MÖ 209da kurulduğu kabul edilen ilk düzenli ve disiplinli Türk ordusunun Büyük Hun İmparatorluğu döneminde oluşturulduğu, bu yeni yapıda en büyük birliğin, 10.000 kişiden oluşan tümenler olduğu, tümenlerin binli, yüzlü ve onlu olmak üzere kademeli olarak küçülen birliklere ayrıldığı, söz konusu bu teşkilat yapısının küçük değişikliklerle tarih boyunca bütün Türk devletlerinde varlığını sürdürdüğü görülmektedir.

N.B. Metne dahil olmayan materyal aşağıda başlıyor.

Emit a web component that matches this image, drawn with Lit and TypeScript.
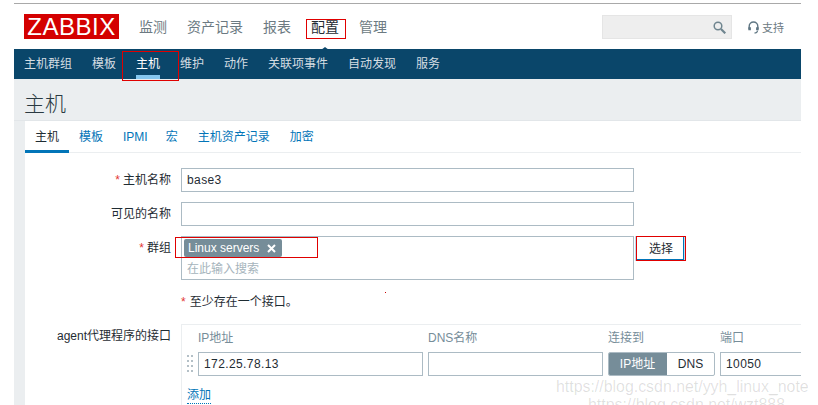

Türklerde ordu her zaman devletin en temel teşkilatlarından biri olmuş ve önemini daima korumuştur. Disiplin, teşkilat, eğitim ve silah yönünden mükemmeliyet Türk ordularının ortak özellikleri olmuştur. Bu yapısı sayesinde pek çok savaş kazanan Türkler, 1071 Malazgirt Zaferiyle Anadoluya kesin olarak yerleşmişler ve kısa süre sonra Anadolu Selçuklu Devletini kurarak Anadoluyu kendilerine vatan yapmışlardır. Sonraki on yıl içinde öncü Türk beylerinin Ege ve Marmara Denizi kıyılarına ulaşmalarıyla Türkler için denizcilik alanında da yeni bir sayfa açılmıştır. Türkleri açık denizlerle tanıştıran ilk öncü kişi Çaka Bey olmuş ve ilk Türk donanması onun zamanında (1081) denize indirilmiştir. Alanya ve Sinop Tersanelerinde inşa edilen gemilerle Selçuklu donanması denizaşırı seferler yapabilecek güce ve kabiliyete ulaşmıştır.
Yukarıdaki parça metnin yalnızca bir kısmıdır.